── Materials provided ──

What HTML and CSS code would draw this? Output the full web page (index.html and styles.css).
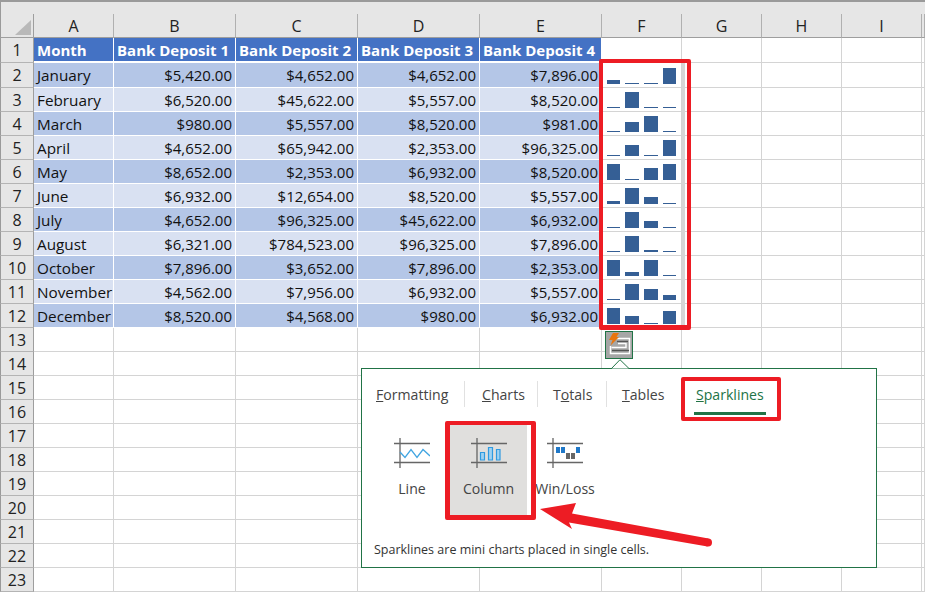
FILE: index.html
```html
<!DOCTYPE html>
<html lang="en">
<head>
<meta charset="utf-8">
<title>Sparklines</title>
<link rel="stylesheet" href="styles.css">
</head>
<body>
<div class="app">
  <div class="chrome"></div>
  <table class="sheet">
    <colgroup><col class="c-rh"><col class="c-s"><col class="c-l"><col class="c-l"><col class="c-l"><col class="c-l"><col class="c-s"><col class="c-s"><col class="c-s"><col class="c-s"><col class="c-j"></colgroup>
    <tr class="r-head"><th class="corner"><svg class="tri" width="16" height="15" viewBox="0 0 16 15"><polygon points="0,15 16,15 16,0"/></svg></th><th>A</th><th>B</th><th>C</th><th>D</th><th>E</th><th>F</th><th>G</th><th>H</th><th>I</th><th></th></tr>
    <tr class="r-first"><th class="rh">1</th><td class="h">Month</td><td class="h">Bank Deposit 1</td><td class="h">Bank Deposit 2</td><td class="h">Bank Deposit 3</td><td class="h">Bank Deposit 4</td><td></td><td></td><td></td><td></td><td></td></tr>
    <tr class="r-second a"><th class="rh">2</th><td class="t">January</td><td class="t n">$5,420.00</td><td class="t n">$4,652.00</td><td class="t n">$4,652.00</td><td class="t n">$7,896.00</td><td class="sp"><div class="bars"><i style="height:4px"></i><i style="height:1px"></i><i style="height:1px"></i><i style="height:16px"></i></div></td><td></td><td></td><td></td><td></td></tr>
    <tr class="b"><th class="rh">3</th><td class="t">February</td><td class="t n">$6,520.00</td><td class="t n">$45,622.00</td><td class="t n">$5,557.00</td><td class="t n">$8,520.00</td><td class="sp"><div class="bars"><i style="height:1px"></i><i style="height:16px"></i><i style="height:1px"></i><i style="height:1px"></i></div></td><td></td><td></td><td></td><td></td></tr>
    <tr class="a"><th class="rh">4</th><td class="t">March</td><td class="t n">$980.00</td><td class="t n">$5,557.00</td><td class="t n">$8,520.00</td><td class="t n">$981.00</td><td class="sp"><div class="bars"><i style="height:1px"></i><i style="height:10px"></i><i style="height:16px"></i><i style="height:1px"></i></div></td><td></td><td></td><td></td><td></td></tr>
    <tr class="b"><th class="rh">5</th><td class="t">April</td><td class="t n">$4,652.00</td><td class="t n">$65,942.00</td><td class="t n">$2,353.00</td><td class="t n">$96,325.00</td><td class="sp"><div class="bars"><i style="height:1px"></i><i style="height:11px"></i><i style="height:1px"></i><i style="height:16px"></i></div></td><td></td><td></td><td></td><td></td></tr>
    <tr class="a"><th class="rh">6</th><td class="t">May</td><td class="t n">$8,652.00</td><td class="t n">$2,353.00</td><td class="t n">$6,932.00</td><td class="t n">$8,520.00</td><td class="sp"><div class="bars"><i style="height:16px"></i><i style="height:1px"></i><i style="height:12px"></i><i style="height:16px"></i></div></td><td></td><td></td><td></td><td></td></tr>
    <tr class="b"><th class="rh">7</th><td class="t">June</td><td class="t n">$6,932.00</td><td class="t n">$12,654.00</td><td class="t n">$8,520.00</td><td class="t n">$5,557.00</td><td class="sp"><div class="bars"><i style="height:3px"></i><i style="height:16px"></i><i style="height:7px"></i><i style="height:1px"></i></div></td><td></td><td></td><td></td><td></td></tr>
    <tr class="a"><th class="rh">8</th><td class="t">July</td><td class="t n">$4,652.00</td><td class="t n">$96,325.00</td><td class="t n">$45,622.00</td><td class="t n">$6,932.00</td><td class="sp"><div class="bars"><i style="height:1px"></i><i style="height:16px"></i><i style="height:7px"></i><i style="height:1px"></i></div></td><td></td><td></td><td></td><td></td></tr>
    <tr class="b"><th class="rh">9</th><td class="t">August</td><td class="t n">$6,321.00</td><td class="t n">$784,523.00</td><td class="t n">$96,325.00</td><td class="t n">$7,896.00</td><td class="sp"><div class="bars"><i style="height:1px"></i><i style="height:16px"></i><i style="height:2px"></i><i style="height:1px"></i></div></td><td></td><td></td><td></td><td></td></tr>
    <tr class="a"><th class="rh">10</th><td class="t">October</td><td class="t n">$7,896.00</td><td class="t n">$3,652.00</td><td class="t n">$7,896.00</td><td class="t n">$2,353.00</td><td class="sp"><div class="bars"><i style="height:16px"></i><i style="height:4px"></i><i style="height:16px"></i><i style="height:1px"></i></div></td><td></td><td></td><td></td><td></td></tr>
    <tr class="b"><th class="rh">11</th><td class="t">November</td><td class="t n">$4,562.00</td><td class="t n">$7,956.00</td><td class="t n">$6,932.00</td><td class="t n">$5,557.00</td><td class="sp"><div class="bars"><i style="height:1px"></i><i style="height:16px"></i><i style="height:11px"></i><i style="height:5px"></i></div></td><td></td><td></td><td></td><td></td></tr>
    <tr class="a"><th class="rh">12</th><td class="t">December</td><td class="t n">$8,520.00</td><td class="t n">$4,568.00</td><td class="t n">$980.00</td><td class="t n">$6,932.00</td><td class="sp"><div class="bars"><i style="height:16px"></i><i style="height:8px"></i><i style="height:1px"></i><i style="height:13px"></i></div></td><td></td><td></td><td></td><td></td></tr>
    <tr><th class="rh">13</th><td></td><td></td><td></td><td></td><td></td><td></td><td></td><td></td><td></td><td></td></tr>
    <tr><th class="rh">14</th><td></td><td></td><td></td><td></td><td></td><td></td><td></td><td></td><td></td><td></td></tr>
    <tr><th class="rh">15</th><td></td><td></td><td></td><td></td><td></td><td></td><td></td><td></td><td></td><td></td></tr>
    <tr><th class="rh">16</th><td></td><td></td><td></td><td></td><td></td><td></td><td></td><td></td><td></td><td></td></tr>
    <tr><th class="rh">17</th><td></td><td></td><td></td><td></td><td></td><td></td><td></td><td></td><td></td><td></td></tr>
    <tr><th class="rh">18</th><td></td><td></td><td></td><td></td><td></td><td></td><td></td><td></td><td></td><td></td></tr>
    <tr><th class="rh">19</th><td></td><td></td><td></td><td></td><td></td><td></td><td></td><td></td><td></td><td></td></tr>
    <tr><th class="rh">20</th><td></td><td></td><td></td><td></td><td></td><td></td><td></td><td></td><td></td><td></td></tr>
    <tr><th class="rh">21</th><td></td><td></td><td></td><td></td><td></td><td></td><td></td><td></td><td></td><td></td></tr>
    <tr><th class="rh">22</th><td></td><td></td><td></td><td></td><td></td><td></td><td></td><td></td><td></td><td></td></tr>
    <tr><th class="rh">23</th><td></td><td></td><td></td><td></td><td></td><td></td><td></td><td></td><td></td><td></td></tr>
  </table>

  <div class="sel-band"></div>

  <button class="qa-btn">
    <svg width="26" height="26" viewBox="0 0 26 26">
      <path d="M9 6.500H23.500V21.500H4.500V14" fill="none" stroke="#fff" stroke-width="1.500"/>
      <path d="M11 9.500H22" stroke="#555" stroke-width="1.300"/>
      <path d="M12 11.500H20V15.500H5.500" fill="none" stroke="#fff" stroke-width="1.400"/>
      <path d="M6 18.500H23" stroke="#555" stroke-width="1.300"/>
      <polygon points="7,1 13,1 10.500,5 13,5 4.500,13.500 6.500,8 3,8" fill="#e8760f"/>
    </svg>
  </button>

  <section class="popup">
    <svg class="notch" width="19" height="10" viewBox="0 0 19 10"><polygon points="0.5,9.5 9,0.7 18,9.5" fill="#fff"/><polyline points="0,10 9,0.7 18.500,10" fill="none" stroke="#217346"/></svg>
    <nav class="tabs">
      <a class="tab tab-formatting"><u>F</u>ormatting</a>
      <a class="tab tab-charts"><u>C</u>harts</a>
      <a class="tab tab-totals">T<u>o</u>tals</a>
      <a class="tab tab-tables"><u>T</u>ables</a>
      <a class="tab active"><u>S</u>parklines</a>
    </nav>
    <div class="options">
      <div class="opt">
        <svg width="36" height="30" viewBox="0 0 36 30"><path class="ax" d="M6 0V30M0 5.500H36M0 24.500H36"/><polyline class="ln" points="6,14 11,19.500 17,11.500 23,19.500 29,11.500 36,18"/></svg>
        <span>Line</span>
      </div>
      <div class="opt on">
        <svg width="36" height="30" viewBox="0 0 36 30"><path class="ax" d="M6 0V30M0 5.500H36M0 24.500H36"/><path class="bar" d="M9.500 14.500h4v7.500h-4zM17.500 9.500h4v12.500h-4zM25.500 11.500h3.500v10.500h-3.500z"/></svg>
        <span>Column</span>
      </div>
      <div class="opt">
        <svg width="36" height="30" viewBox="0 0 36 30"><path class="ax" d="M6 0V30M0 5.500H36M0 24.500H36"/><path class="wl" d="M9 9h4v6H9zM14 9h4v6h-4zM29 9h4v6h-4z"/><path class="wl2" d="M19 15h4v6h-4zM24 15h4v6h-4z"/></svg>
        <span>Win/Loss</span>
      </div>
    </div>
    <p class="note">Sparklines are mini charts placed in single cells.</p>
  </section>

  <div class="mark mark-range"></div>
  <div class="mark mark-tab"></div>
  <div class="mark mark-col"></div>
  <svg class="arrow" width="180" height="50" viewBox="0 0 180 50"><polygon points="0,8 36,2 32,12.500 168.500,37.500 167.500,45.500 29,21.500 32,28" fill="#ed1c24"/><circle cx="168" cy="41.500" r="4" fill="#ed1c24"/></svg>
</div>
</body>
</html>
```
FILE: styles.css
```css
* { box-sizing: border-box; }
html, body { margin: 0; padding: 0; background: #fff; }
body { overflow: hidden; }
.app { position: relative; width: 925px; height: 592px; overflow: hidden; font-family: "Open Sans", "Noto Sans", sans-serif; color: #111; }
.chrome { height: 14px; background: #e6e6e6; border-top: 2px solid #9a9a9a; border-left: 1px solid #9a9a9a; }

.sheet { border-collapse: separate; border-spacing: 0; table-layout: fixed; width: 925px; font-size: 15.300px; }
.c-rh { width: 34px; } .c-s { width: 80px; } .c-l { width: 122px; } .c-j { width: 3px; }
.sheet tr { height: 24px; }
.sheet .r-head { height: 24px; }
.sheet .r-first, .sheet .r-second { height: 25px; }
.sheet th { padding: 0; font-weight: 400; background: #e6e6e6; color: #222; font-size: 16px; text-align: center; border-right: 1px solid #a9a9a9; border-bottom: 1px solid #a9a9a9; }
.sheet .r-head th { border-right: 1px solid #b0b0b0; border-bottom: 1px solid #9e9e9e; }
.sheet th.corner { border-left: 1px solid #9a9a9a; border-right: 1px solid #9e9e9e; position: relative; padding: 3px 2px 0 13px; line-height: 0; }
.tri { fill: #b9b9b9; }
.sheet th.rh { border-left: 1px solid #9a9a9a; border-right: 1px solid #9e9e9e; border-bottom: 1px solid #b4b4b4; }
.sheet td { padding: 0 3px; border-right: 1px solid #d4d4d4; border-bottom: 1px solid #d4d4d4; white-space: nowrap; overflow: visible; }
.sheet td.h { background: #4472c4; color: #fff; font-weight: 700; font-size: 15px; border-right-color: #fff; border-bottom: 2px solid #fff; padding-top: 1px; }
.sheet td.t { border-right-color: #fff; border-bottom-color: #fff; color: #111; }
.a td.t { background: #b4c6e7; }
.b td.t { background: #d9e1f2; }
.sheet td.n { text-align: right; padding-right: 3px; font-size: 15px; }
.sheet td.sp { padding: 0 5px 3px; vertical-align: bottom; }
.bars { display: flex; gap: 5px; align-items: flex-end; height: 16px; }
.bars i { display: block; width: 14px; background: #355f95; }
.bars i:first-child, .bars i:last-child { width: 13px; }

.sel-band { position: absolute; left: 682px; top: 63px; width: 3px; height: 262px; background: #d6d6d6; }

.qa-btn { position: absolute; left: 605px; top: 331px; width: 28px; height: 28px; padding: 0; background: #a6a6a6; border: 1px solid #217346; display: flex; align-items: center; justify-content: center; }

.popup { position: absolute; left: 361px; top: 368px; width: 516px; height: 200px; background: #fff; border: 1px solid #217346; }
.notch { position: absolute; left: 249px; top: -10px; }
.tabs { display: flex; align-items: stretch; margin: 12px 0 0 0; height: 26px; }
.tab { font-size: 14.100px; color: #444; line-height: 28px; border-right: 1px solid #e1e1e1; position: relative; white-space: nowrap; }
.tab-formatting { width: 103px; padding-left: 14px; }
.tab-charts { width: 73px; padding-left: 17px; }
.tab-totals { width: 69px; padding-left: 15px; }
.tab-tables { width: 75px; padding-left: 15px; }
.tab.active { color: #217346; border-right: 0; padding-left: 14px; }
.tab.active::after { content: ""; position: absolute; left: 12px; right: -2px; top: 31px; height: 3px; background: #217346; }
.options { display: flex; margin: 18px 0 0 12px; }
.opt { width: 76px; height: 90px; flex: none; display: flex; flex-direction: column; align-items: center; padding-top: 13px; font-size: 14.100px; color: #444; }
.opt.on { width: 77px; background: #e0dfdd; }
.opt span { margin-top: 11px; white-space: nowrap; }
.ax { fill: none; stroke: #666; stroke-width: 1.300; }
.ln { fill: none; stroke: #41a5e1; stroke-width: 1.300; }
.bar { fill: #9fd2f2; stroke: #2f9ae0; stroke-width: 1.200; }
.wl { fill: #1f78c8; }
.wl2 { fill: #666; }
.note { font-size: 12.500px; color: #333; margin: 26px 0 0 12px; }

.mark { position: absolute; border: 4px solid #ed1c24; border-radius: 2px; }
.mark-range { left: 599px; top: 59px; width: 92px; height: 271px; border-bottom-width: 5px; }
.mark-tab { left: 681px; top: 377px; width: 100px; height: 44px; }
.mark-col { left: 445px; top: 421px; width: 91px; height: 99px; border-width: 4px 5px 5px; }
.arrow { position: absolute; left: 540px; top: 501px; }
```
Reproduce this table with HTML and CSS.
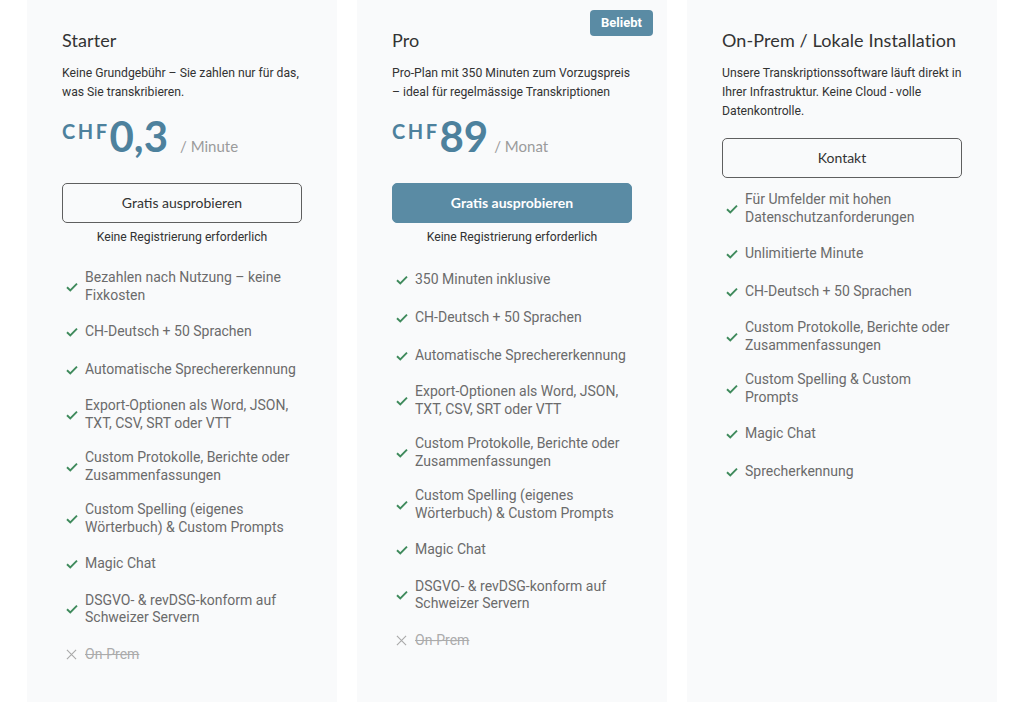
FILE: index.html
```html
<!DOCTYPE html>
<html lang="de">
<head>
<meta charset="utf-8">
<title>Preise</title>
<link rel="stylesheet" href="styles.css">
</head>
<body>
<div class="pricing">
  <section class="card">
    <h2 class="title">Starter</h2>
    <p class="desc">Keine Grundgebühr – Sie zahlen nur für das, was Sie transkribieren.</p>
    <div class="price"><span class="cur">CHF</span><span class="amount">0,3</span><span class="unit">/ Minute</span></div>
    <a class="btn">Gratis ausprobieren</a>
    <p class="note">Keine Registrierung erforderlich</p>
    <ul class="features">
      <li><span class="ico"><svg viewBox="0 0 12 10" width="12" height="10"><polyline points="1,5.2 4.3,8.4 11,1.6" fill="none" stroke="#3f8a5c" stroke-width="1.9"/></svg></span><span>Bezahlen nach Nutzung – keine Fixkosten</span></li>
      <li><span class="ico"><svg viewBox="0 0 12 10" width="12" height="10"><polyline points="1,5.2 4.3,8.4 11,1.6" fill="none" stroke="#3f8a5c" stroke-width="1.9"/></svg></span><span>CH-Deutsch + 50 Sprachen</span></li>
      <li><span class="ico"><svg viewBox="0 0 12 10" width="12" height="10"><polyline points="1,5.2 4.3,8.4 11,1.6" fill="none" stroke="#3f8a5c" stroke-width="1.9"/></svg></span><span>Automatische Sprechererkennung</span></li>
      <li><span class="ico"><svg viewBox="0 0 12 10" width="12" height="10"><polyline points="1,5.2 4.3,8.4 11,1.6" fill="none" stroke="#3f8a5c" stroke-width="1.9"/></svg></span><span>Export-Optionen als Word, JSON, TXT, CSV, SRT oder VTT</span></li>
      <li><span class="ico"><svg viewBox="0 0 12 10" width="12" height="10"><polyline points="1,5.2 4.3,8.4 11,1.6" fill="none" stroke="#3f8a5c" stroke-width="1.9"/></svg></span><span>Custom Protokolle, Berichte oder Zusammenfassungen</span></li>
      <li><span class="ico"><svg viewBox="0 0 12 10" width="12" height="10"><polyline points="1,5.2 4.3,8.4 11,1.6" fill="none" stroke="#3f8a5c" stroke-width="1.9"/></svg></span><span>Custom Spelling (eigenes Wörterbuch) &amp; Custom Prompts</span></li>
      <li><span class="ico"><svg viewBox="0 0 12 10" width="12" height="10"><polyline points="1,5.2 4.3,8.4 11,1.6" fill="none" stroke="#3f8a5c" stroke-width="1.9"/></svg></span><span>Magic Chat</span></li>
      <li><span class="ico"><svg viewBox="0 0 12 10" width="12" height="10"><polyline points="1,5.2 4.3,8.4 11,1.6" fill="none" stroke="#3f8a5c" stroke-width="1.9"/></svg></span><span>DSGVO- &amp; revDSG-konform auf Schweizer Servern</span></li>
      <li class="off"><span class="ico"><svg viewBox="0 0 12 12" width="11" height="11"><path d="M1 1L11 11M11 1L1 11" fill="none" stroke="#a9a9a9" stroke-width="1.2"/></svg></span><span>On-Prem</span></li>
    </ul>
  </section>

  <section class="card">
    <span class="badge">Beliebt</span>
    <h2 class="title">Pro</h2>
    <p class="desc">Pro-Plan mit 350 Minuten zum Vorzugspreis – ideal für regelmässige Transkriptionen</p>
    <div class="price"><span class="cur">CHF</span><span class="amount">89</span><span class="unit unit-tight">/ Monat</span></div>
    <a class="btn btn-primary">Gratis ausprobieren</a>
    <p class="note">Keine Registrierung erforderlich</p>
    <ul class="features">
      <li><span class="ico"><svg viewBox="0 0 12 10" width="12" height="10"><polyline points="1,5.2 4.3,8.4 11,1.6" fill="none" stroke="#3f8a5c" stroke-width="1.9"/></svg></span><span>350 Minuten inklusive</span></li>
      <li><span class="ico"><svg viewBox="0 0 12 10" width="12" height="10"><polyline points="1,5.2 4.3,8.4 11,1.6" fill="none" stroke="#3f8a5c" stroke-width="1.9"/></svg></span><span>CH-Deutsch + 50 Sprachen</span></li>
      <li><span class="ico"><svg viewBox="0 0 12 10" width="12" height="10"><polyline points="1,5.2 4.3,8.4 11,1.6" fill="none" stroke="#3f8a5c" stroke-width="1.9"/></svg></span><span>Automatische Sprechererkennung</span></li>
      <li><span class="ico"><svg viewBox="0 0 12 10" width="12" height="10"><polyline points="1,5.2 4.3,8.4 11,1.6" fill="none" stroke="#3f8a5c" stroke-width="1.9"/></svg></span><span>Export-Optionen als Word, JSON, TXT, CSV, SRT oder VTT</span></li>
      <li><span class="ico"><svg viewBox="0 0 12 10" width="12" height="10"><polyline points="1,5.2 4.3,8.4 11,1.6" fill="none" stroke="#3f8a5c" stroke-width="1.9"/></svg></span><span>Custom Protokolle, Berichte oder Zusammenfassungen</span></li>
      <li><span class="ico"><svg viewBox="0 0 12 10" width="12" height="10"><polyline points="1,5.2 4.3,8.4 11,1.6" fill="none" stroke="#3f8a5c" stroke-width="1.9"/></svg></span><span>Custom Spelling (eigenes Wörterbuch) &amp; Custom Prompts</span></li>
      <li><span class="ico"><svg viewBox="0 0 12 10" width="12" height="10"><polyline points="1,5.2 4.3,8.4 11,1.6" fill="none" stroke="#3f8a5c" stroke-width="1.9"/></svg></span><span>Magic Chat</span></li>
      <li><span class="ico"><svg viewBox="0 0 12 10" width="12" height="10"><polyline points="1,5.2 4.3,8.4 11,1.6" fill="none" stroke="#3f8a5c" stroke-width="1.9"/></svg></span><span>DSGVO- &amp; revDSG-konform auf Schweizer Servern</span></li>
      <li class="off"><span class="ico"><svg viewBox="0 0 12 12" width="11" height="11"><path d="M1 1L11 11M11 1L1 11" fill="none" stroke="#a9a9a9" stroke-width="1.2"/></svg></span><span>On-Prem</span></li>
    </ul>
  </section>

  <section class="card">
    <h2 class="title">On-Prem / Lokale Installation</h2>
    <p class="desc">Unsere Transkriptionssoftware läuft direkt in Ihrer Infrastruktur. Keine Cloud - volle Datenkontrolle.</p>
    <a class="btn btn-solo">Kontakt</a>
    <ul class="features features-solo">
      <li><span class="ico"><svg viewBox="0 0 12 10" width="12" height="10"><polyline points="1,5.2 4.3,8.4 11,1.6" fill="none" stroke="#3f8a5c" stroke-width="1.9"/></svg></span><span>Für Umfelder mit hohen Datenschutzanforderungen</span></li>
      <li><span class="ico"><svg viewBox="0 0 12 10" width="12" height="10"><polyline points="1,5.2 4.3,8.4 11,1.6" fill="none" stroke="#3f8a5c" stroke-width="1.9"/></svg></span><span>Unlimitierte Minute</span></li>
      <li><span class="ico"><svg viewBox="0 0 12 10" width="12" height="10"><polyline points="1,5.2 4.3,8.4 11,1.6" fill="none" stroke="#3f8a5c" stroke-width="1.9"/></svg></span><span>CH-Deutsch + 50 Sprachen</span></li>
      <li><span class="ico"><svg viewBox="0 0 12 10" width="12" height="10"><polyline points="1,5.2 4.3,8.4 11,1.6" fill="none" stroke="#3f8a5c" stroke-width="1.9"/></svg></span><span>Custom Protokolle, Berichte oder Zusammenfassungen</span></li>
      <li><span class="ico"><svg viewBox="0 0 12 10" width="12" height="10"><polyline points="1,5.2 4.3,8.4 11,1.6" fill="none" stroke="#3f8a5c" stroke-width="1.9"/></svg></span><span>Custom Spelling &amp; Custom Prompts</span></li>
      <li><span class="ico"><svg viewBox="0 0 12 10" width="12" height="10"><polyline points="1,5.2 4.3,8.4 11,1.6" fill="none" stroke="#3f8a5c" stroke-width="1.9"/></svg></span><span>Magic Chat</span></li>
      <li><span class="ico"><svg viewBox="0 0 12 10" width="12" height="10"><polyline points="1,5.2 4.3,8.4 11,1.6" fill="none" stroke="#3f8a5c" stroke-width="1.9"/></svg></span><span>Sprecherkennung</span></li>
    </ul>
  </section>
</div>
</body>
</html>
```

FILE: styles.css
```css
html, body {
  margin: 0;
  padding: 0;
  background: #ffffff;
}

body {
  font-family: "Roboto", "Liberation Sans", sans-serif;
  color: #333333;
  overflow: hidden;
}

.pricing {
  display: grid;
  grid-template-columns: repeat(3, 310px);
  column-gap: 20px;
  padding: 0 27px;
}

.card {
  position: relative;
  box-sizing: border-box;
  min-height: 702px;
  background: #f9fafb;
  padding: 27px 35px 40px;
  display: flex;
  flex-direction: column;
}

.badge {
  position: absolute;
  top: 10px;
  right: 14px;
  width: 63px;
  height: 26px;
  box-sizing: border-box;
  background: #5a8ba4;
  color: #ffffff;
  border-radius: 4px;
  font: 700 13px/26px "Roboto", sans-serif;
  text-align: center;
}

.title {
  margin: 0;
  font: 400 18px/26px "Lato", "Open Sans", sans-serif;
  color: #333333;
  letter-spacing: 0.1px;
  white-space: nowrap;
}

.desc {
  margin: 11px 0 0;
  font: 400 12.2px/19px "Roboto", sans-serif;
  color: #333333;
}

.price {
  margin-top: 14px;
  display: flex;
  align-items: baseline;
  font-family: "Lato", "Open Sans", sans-serif;
  color: #4d819d;
  height: 40px;
}

.cur {
  align-self: flex-start;
  font-size: 20px;
  line-height: 20px;
  font-weight: 700;
  margin-top: 5px;
  letter-spacing: 2.5px;
}

.amount {
  font-size: 42px;
  line-height: 40px;
  font-weight: 700;
}

.unit {
  margin-left: 12px;
  font-size: 15px;
  color: #9b9b9b;
  font-weight: 400;
}

.unit-tight {
  margin-left: 6px;
}

.btn {
  margin-top: 27px;
  box-sizing: border-box;
  height: 40px;
  display: flex;
  align-items: center;
  justify-content: center;
  border: 1px solid #5f5f5f;
  border-radius: 5px;
  font: 400 14px/1 "Lato", "Open Sans", sans-serif;
  color: #333333;
}

.btn-primary {
  background: #5a8ba4;
  border-color: #5a8ba4;
  color: #ffffff;
  font-weight: 700;
}

.btn-solo {
  margin-top: 17px;
}

.note {
  margin: 6px 0 0;
  font: 400 12.2px/16px "Roboto", sans-serif;
  color: #333333;
  text-align: center;
}

.features {
  list-style: none;
  margin: 24px 0 0;
  padding: 0;
  display: flex;
  flex-direction: column;
  row-gap: 17.1px;
}

.features-solo {
  margin-top: 13px;
}

.features li {
  display: flex;
  align-items: center;
  min-height: 21px;
  font: 400 14px/17.5px "Roboto", sans-serif;
  color: #6b6b6b;
}

.ico {
  flex: 0 0 23px;
  display: flex;
  align-items: center;
  padding-left: 4px;
  box-sizing: border-box;
}

.features li.off {
  color: #ababab;
  text-decoration: line-through;
}
```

───

• [Given request]: Copy every line from the entries that contains the word "this".

• [Solution to the exercise]:
What HTML and CSS code would draw this? Output the full web page (index.html and styles.css).
Reproduce this table with HTML and CSS.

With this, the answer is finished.